**What to produce**
Show every line where "this" occurs.

**Given records**

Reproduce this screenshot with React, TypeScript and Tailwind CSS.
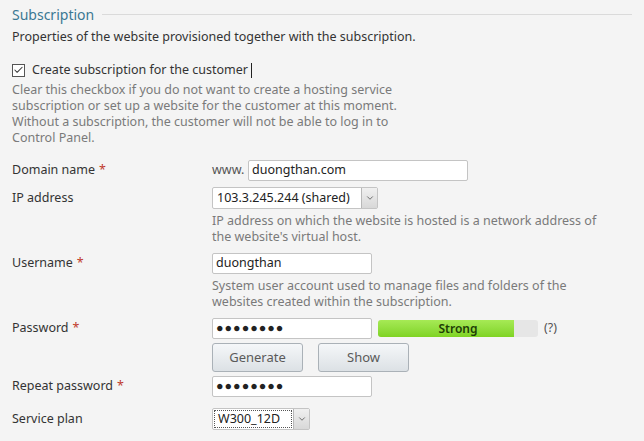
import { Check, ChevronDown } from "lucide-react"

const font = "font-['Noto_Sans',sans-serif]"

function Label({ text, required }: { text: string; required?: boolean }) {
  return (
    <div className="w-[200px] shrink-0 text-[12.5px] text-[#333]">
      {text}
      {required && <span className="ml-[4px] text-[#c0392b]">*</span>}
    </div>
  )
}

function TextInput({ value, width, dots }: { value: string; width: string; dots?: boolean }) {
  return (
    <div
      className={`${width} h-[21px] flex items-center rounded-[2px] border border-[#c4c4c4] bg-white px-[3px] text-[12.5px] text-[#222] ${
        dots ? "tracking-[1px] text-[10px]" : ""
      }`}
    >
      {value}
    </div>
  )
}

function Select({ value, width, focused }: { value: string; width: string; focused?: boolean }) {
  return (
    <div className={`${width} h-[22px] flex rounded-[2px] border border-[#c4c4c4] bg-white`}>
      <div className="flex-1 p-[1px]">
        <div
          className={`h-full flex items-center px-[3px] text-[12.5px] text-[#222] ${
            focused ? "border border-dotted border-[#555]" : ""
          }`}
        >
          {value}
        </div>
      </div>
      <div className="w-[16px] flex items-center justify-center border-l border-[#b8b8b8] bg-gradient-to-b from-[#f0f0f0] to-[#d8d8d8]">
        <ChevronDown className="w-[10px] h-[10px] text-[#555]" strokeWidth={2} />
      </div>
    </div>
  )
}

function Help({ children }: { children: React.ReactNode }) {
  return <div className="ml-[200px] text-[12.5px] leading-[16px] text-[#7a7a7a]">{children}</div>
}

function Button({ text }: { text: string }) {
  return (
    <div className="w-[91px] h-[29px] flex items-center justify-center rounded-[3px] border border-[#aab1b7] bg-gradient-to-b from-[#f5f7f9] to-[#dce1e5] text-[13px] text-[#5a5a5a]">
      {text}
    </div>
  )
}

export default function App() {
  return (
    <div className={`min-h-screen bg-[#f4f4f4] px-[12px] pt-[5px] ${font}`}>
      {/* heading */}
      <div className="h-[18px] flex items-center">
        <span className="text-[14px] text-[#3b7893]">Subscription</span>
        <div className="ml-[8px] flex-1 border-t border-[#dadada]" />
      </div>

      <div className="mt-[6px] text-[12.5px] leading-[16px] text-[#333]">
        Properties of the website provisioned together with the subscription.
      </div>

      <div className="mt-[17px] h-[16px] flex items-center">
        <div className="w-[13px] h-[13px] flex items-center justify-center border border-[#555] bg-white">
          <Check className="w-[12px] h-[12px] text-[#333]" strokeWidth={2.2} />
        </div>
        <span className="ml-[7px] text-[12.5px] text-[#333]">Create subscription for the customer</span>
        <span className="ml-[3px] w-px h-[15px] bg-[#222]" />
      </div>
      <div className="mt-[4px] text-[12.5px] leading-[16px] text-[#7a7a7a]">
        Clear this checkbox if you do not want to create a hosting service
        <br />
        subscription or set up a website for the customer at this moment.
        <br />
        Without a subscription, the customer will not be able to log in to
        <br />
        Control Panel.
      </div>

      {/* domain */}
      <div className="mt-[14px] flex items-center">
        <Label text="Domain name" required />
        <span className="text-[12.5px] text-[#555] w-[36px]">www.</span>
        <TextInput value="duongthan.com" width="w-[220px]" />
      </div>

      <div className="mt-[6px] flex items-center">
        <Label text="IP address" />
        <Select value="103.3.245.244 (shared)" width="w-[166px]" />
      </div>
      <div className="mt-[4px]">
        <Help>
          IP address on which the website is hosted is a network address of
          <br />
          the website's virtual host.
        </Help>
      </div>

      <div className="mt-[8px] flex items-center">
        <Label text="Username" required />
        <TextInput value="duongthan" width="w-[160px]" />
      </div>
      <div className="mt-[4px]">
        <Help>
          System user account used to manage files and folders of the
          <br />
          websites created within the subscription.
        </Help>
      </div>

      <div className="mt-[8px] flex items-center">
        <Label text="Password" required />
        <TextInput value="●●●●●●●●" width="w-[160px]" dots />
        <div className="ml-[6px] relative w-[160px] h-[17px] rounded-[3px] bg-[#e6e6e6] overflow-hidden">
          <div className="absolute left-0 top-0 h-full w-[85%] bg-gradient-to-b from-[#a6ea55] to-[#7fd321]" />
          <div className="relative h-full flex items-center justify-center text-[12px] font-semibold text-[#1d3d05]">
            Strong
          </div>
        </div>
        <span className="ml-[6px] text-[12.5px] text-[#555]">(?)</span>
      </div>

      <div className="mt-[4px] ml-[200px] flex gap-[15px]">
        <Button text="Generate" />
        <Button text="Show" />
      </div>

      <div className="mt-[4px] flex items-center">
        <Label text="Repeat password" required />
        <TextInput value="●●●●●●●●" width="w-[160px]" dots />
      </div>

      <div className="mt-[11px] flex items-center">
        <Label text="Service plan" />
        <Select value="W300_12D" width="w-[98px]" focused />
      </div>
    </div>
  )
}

---

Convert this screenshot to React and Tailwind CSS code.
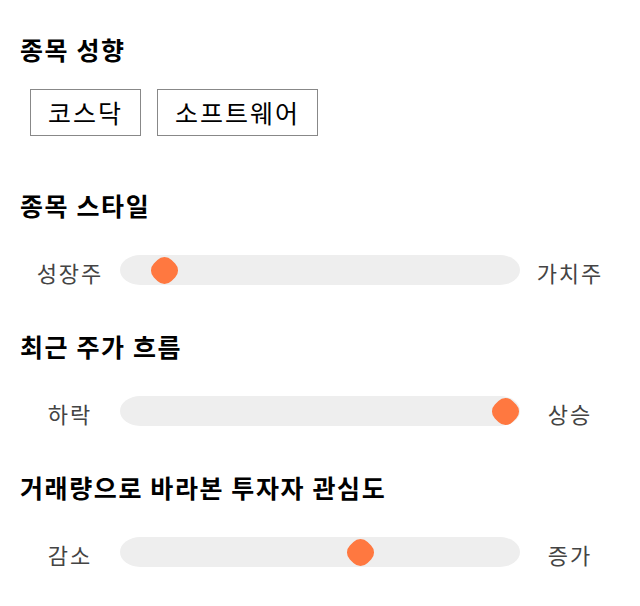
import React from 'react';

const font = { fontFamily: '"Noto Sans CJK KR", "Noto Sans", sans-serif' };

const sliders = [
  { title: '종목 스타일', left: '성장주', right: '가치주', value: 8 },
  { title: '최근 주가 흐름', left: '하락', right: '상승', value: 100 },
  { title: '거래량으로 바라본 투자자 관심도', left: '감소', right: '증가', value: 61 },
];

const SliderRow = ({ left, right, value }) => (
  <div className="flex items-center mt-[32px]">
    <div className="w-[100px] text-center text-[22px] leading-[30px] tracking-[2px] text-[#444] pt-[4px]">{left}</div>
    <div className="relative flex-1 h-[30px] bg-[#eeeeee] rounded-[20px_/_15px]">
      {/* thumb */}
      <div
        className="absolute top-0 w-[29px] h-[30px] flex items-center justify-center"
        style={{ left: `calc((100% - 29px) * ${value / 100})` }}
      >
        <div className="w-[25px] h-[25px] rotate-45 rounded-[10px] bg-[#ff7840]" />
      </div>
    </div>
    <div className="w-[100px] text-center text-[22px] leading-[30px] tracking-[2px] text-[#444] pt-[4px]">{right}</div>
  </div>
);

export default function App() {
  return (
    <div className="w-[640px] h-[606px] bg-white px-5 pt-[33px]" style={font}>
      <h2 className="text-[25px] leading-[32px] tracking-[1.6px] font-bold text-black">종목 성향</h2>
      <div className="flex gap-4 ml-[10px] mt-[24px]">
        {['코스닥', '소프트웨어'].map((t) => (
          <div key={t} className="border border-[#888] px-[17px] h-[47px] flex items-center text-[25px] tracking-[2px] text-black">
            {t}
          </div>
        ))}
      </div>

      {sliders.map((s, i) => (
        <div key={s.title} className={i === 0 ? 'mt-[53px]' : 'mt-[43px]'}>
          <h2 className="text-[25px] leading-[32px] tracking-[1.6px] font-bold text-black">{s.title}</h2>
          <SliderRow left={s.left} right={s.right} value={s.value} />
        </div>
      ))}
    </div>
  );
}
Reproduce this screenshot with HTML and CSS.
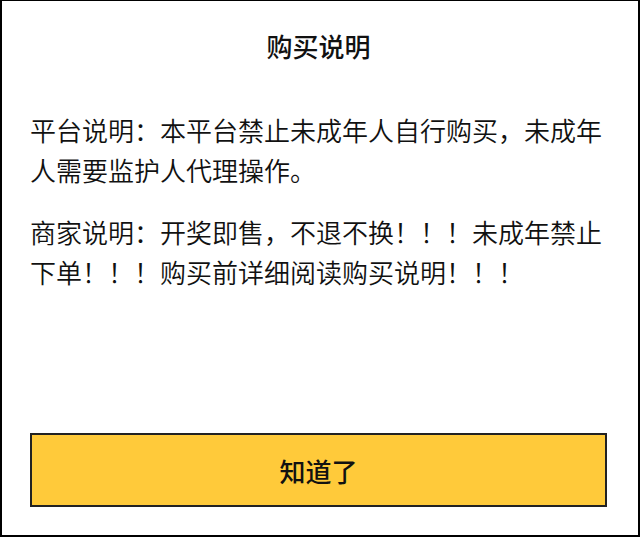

**The output**
Reproduce this screenshot with React, TypeScript and Tailwind CSS.
        Clear this checkbox if you do not want to create a hosting service
        subscription or set up a website for the customer at this moment.
Convert this screenshot to React and Tailwind CSS code.
Reproduce this screenshot with HTML and CSS.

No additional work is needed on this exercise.